Jübilenin anlamı bence şudur, oynamışsınızdır ve bir vedadır; tribününüze, taraftarınıza ve sevdiklerinize el sallamadır. O fırsatı vermediler. Bunu, bana o fırsatı vermeyenlere sormak lazım; ben değil, onlar utansın.

Tuttuğunuz ve formasını terlettiğiniz takımda (Trabzonspor) iki farklı dönemde teknik direktörlük görevini de üstlendiniz. Futbolculuğa göre kolay veya zor yanları neler?

– Futbolcuyken sahada kendi kaderinizi çizebiliyorsunuz; antrenörlükte bu çok doğru bir tespit ama top oynamışsınız ve artık futbolcuların ciğerini biliyorsunuz. Hangi duygular ve hangi karakterde neler yapmak istiyorlar, istemiyorlar; bunları, çok daha iyi anlıyorsunuz. Şunu hep söyledim ama oynamak daha kolaymış. Yönetmek, bir grubu yönetmek çok zor çünkü bizi yöneten hocalarımızdan da bunu az çok görüyorduk ama o da çok zevkli.

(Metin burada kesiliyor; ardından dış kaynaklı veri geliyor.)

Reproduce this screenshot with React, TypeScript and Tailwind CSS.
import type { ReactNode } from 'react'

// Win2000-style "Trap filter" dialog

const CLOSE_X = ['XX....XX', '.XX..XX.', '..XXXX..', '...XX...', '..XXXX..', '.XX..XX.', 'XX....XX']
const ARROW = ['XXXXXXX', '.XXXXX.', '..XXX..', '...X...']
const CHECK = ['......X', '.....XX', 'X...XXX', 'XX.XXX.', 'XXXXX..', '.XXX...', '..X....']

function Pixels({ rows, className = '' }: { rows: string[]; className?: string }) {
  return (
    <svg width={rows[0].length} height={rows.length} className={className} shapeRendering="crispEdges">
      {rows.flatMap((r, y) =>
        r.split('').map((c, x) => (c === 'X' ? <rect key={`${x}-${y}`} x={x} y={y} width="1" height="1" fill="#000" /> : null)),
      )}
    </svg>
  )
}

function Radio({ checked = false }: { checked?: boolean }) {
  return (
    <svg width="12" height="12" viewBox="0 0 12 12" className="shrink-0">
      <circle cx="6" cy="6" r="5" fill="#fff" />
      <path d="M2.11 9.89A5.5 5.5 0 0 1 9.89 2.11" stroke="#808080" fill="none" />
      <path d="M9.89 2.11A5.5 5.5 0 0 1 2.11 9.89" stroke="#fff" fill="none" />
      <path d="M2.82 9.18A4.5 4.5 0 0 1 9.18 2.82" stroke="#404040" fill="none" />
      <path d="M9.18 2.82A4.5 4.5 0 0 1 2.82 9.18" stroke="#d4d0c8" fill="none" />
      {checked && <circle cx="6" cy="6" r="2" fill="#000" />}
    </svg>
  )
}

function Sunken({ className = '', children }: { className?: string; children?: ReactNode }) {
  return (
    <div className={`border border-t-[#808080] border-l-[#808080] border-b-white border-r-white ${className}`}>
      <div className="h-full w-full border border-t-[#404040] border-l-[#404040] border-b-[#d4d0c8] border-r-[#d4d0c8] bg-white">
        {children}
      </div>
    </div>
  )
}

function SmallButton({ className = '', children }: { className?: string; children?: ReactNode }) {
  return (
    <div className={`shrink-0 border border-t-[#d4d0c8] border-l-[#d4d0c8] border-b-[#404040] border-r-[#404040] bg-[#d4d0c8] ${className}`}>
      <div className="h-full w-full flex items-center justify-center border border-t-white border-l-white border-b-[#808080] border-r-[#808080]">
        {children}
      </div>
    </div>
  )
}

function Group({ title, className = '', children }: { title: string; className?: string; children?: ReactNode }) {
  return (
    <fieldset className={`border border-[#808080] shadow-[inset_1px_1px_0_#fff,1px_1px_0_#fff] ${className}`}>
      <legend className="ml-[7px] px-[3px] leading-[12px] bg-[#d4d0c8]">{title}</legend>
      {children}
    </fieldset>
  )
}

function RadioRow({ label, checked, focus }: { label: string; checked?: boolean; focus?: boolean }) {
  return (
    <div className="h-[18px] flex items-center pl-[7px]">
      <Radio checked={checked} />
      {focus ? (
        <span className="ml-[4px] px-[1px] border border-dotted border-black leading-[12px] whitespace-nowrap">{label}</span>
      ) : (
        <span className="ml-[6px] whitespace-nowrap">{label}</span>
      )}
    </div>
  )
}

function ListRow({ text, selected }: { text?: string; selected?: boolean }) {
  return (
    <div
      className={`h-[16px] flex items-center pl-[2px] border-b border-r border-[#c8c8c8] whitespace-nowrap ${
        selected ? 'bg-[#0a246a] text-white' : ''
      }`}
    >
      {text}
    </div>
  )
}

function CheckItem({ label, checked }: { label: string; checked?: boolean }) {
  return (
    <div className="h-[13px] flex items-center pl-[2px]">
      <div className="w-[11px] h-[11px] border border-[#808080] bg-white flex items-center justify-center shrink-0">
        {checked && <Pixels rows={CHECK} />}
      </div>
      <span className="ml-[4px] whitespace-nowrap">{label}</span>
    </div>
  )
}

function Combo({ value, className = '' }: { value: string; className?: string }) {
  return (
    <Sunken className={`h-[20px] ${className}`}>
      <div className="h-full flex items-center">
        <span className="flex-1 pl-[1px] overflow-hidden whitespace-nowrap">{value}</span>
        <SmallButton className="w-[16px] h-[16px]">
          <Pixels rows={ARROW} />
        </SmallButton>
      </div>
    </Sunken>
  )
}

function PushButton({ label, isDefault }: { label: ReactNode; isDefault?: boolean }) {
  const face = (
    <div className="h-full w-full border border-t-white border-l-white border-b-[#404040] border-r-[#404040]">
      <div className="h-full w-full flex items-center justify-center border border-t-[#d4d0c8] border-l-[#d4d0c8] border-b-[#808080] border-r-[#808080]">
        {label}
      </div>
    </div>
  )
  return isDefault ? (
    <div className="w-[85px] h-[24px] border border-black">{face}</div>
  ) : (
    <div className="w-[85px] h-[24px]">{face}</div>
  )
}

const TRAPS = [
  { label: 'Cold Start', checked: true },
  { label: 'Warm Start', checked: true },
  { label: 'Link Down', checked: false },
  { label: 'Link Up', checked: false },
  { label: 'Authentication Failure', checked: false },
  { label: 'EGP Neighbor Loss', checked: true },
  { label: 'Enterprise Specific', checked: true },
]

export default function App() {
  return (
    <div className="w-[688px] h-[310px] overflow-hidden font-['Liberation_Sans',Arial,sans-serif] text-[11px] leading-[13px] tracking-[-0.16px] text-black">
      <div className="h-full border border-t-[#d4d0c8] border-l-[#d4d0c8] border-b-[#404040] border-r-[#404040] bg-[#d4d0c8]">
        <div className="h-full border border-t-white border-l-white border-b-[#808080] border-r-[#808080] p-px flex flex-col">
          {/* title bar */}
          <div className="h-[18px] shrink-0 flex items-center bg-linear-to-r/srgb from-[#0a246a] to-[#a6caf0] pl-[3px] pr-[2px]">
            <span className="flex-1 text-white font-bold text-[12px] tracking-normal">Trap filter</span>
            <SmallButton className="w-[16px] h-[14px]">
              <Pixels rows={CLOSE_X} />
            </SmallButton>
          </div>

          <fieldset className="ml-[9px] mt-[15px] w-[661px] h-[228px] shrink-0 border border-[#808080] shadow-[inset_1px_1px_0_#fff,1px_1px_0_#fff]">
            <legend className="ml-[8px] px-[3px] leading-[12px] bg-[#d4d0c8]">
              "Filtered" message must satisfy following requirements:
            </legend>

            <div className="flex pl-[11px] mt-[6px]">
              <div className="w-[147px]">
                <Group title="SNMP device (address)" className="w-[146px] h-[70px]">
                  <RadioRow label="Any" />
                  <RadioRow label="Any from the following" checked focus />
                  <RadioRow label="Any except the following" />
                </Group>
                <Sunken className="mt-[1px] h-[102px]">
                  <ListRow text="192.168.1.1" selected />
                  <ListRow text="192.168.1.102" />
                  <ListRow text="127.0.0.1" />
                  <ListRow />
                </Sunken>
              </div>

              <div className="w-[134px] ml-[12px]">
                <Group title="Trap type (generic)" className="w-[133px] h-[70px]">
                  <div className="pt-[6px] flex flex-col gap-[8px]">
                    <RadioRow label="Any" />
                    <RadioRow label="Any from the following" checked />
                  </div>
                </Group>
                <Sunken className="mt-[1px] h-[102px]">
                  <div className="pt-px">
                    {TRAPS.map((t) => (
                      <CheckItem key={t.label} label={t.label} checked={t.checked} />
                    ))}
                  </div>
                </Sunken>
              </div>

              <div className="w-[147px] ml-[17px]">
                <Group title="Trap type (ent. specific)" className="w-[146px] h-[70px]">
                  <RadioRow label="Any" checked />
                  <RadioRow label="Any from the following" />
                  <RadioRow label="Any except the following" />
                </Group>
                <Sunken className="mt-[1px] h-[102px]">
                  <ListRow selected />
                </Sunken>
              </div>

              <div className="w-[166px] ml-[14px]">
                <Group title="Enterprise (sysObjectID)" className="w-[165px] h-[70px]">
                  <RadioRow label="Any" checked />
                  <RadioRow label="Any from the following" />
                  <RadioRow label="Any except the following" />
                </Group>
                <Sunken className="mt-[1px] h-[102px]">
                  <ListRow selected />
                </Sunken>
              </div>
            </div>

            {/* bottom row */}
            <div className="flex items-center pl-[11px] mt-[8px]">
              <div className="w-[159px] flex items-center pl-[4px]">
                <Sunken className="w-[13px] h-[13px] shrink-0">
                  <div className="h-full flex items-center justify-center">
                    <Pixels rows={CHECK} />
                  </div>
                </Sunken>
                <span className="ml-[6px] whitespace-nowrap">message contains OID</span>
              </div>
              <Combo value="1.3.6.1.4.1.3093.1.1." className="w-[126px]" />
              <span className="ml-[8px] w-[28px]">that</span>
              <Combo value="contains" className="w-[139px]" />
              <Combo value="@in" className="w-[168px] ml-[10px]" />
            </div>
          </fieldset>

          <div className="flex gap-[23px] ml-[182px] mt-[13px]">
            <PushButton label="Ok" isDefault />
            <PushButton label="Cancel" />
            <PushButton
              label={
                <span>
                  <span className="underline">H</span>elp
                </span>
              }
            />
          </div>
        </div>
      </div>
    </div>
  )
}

Bizim gibi insanların, sorumluluk alması lazım; Türk futbolu içinde olması ve Türk futboluna yön vermesi lazım. Ben, bu iki deneyimi yaptım; Trabzonspor’da ve Antalyaspor’da yaptım. Elimde çok çok iyi kadrolar yoktu ama birinde UEFA Avrupa Ligi’ne katıldık, diğerinde de düşme tehlikesi varken sekizinci olduk. Bu, benim için teknik adamlık anlamında iyi bir gelişme; bundan sonra neler olacak? Bakalım, hep beraber göreceğiz.

Şimdi, söyleyeceğim kelimeleri ve ismini zikrettiğim değerli isimleri, tek kelimede veya bir cümlede cevaplamanızı isteyeceğim. Başlıyorum, izninizle.

– Tabii.

Trabzon?

– Futbol şehri.

Futbol?

– Aşkım.

Trabzonspor?

– Kalbim.

Millî Takım?

– Onurumuz.

Schalke 04?

– Çocukluğumda tuttuğum takım.

Frikik?

– Tabela değişiyor.

Şenol Güneş?

– Hem futbolculuğuyla hem antrenörlüğüyle Türk futboluna damga vurmuş bir teknik adam.

Shota Arveladze?

– Birlikte oynadığım en yetenekli yabancı oyuncu.

Sadri Şener?

– Trabzonspor’a, hem yönetici hem başkan olarak her şeyini ortaya koymuş ve kendini adamış bir insan.

Muharrem Usta?

– Trabzonspor’u seviyor ama istediğimizi beraber gerçekleştiremedik.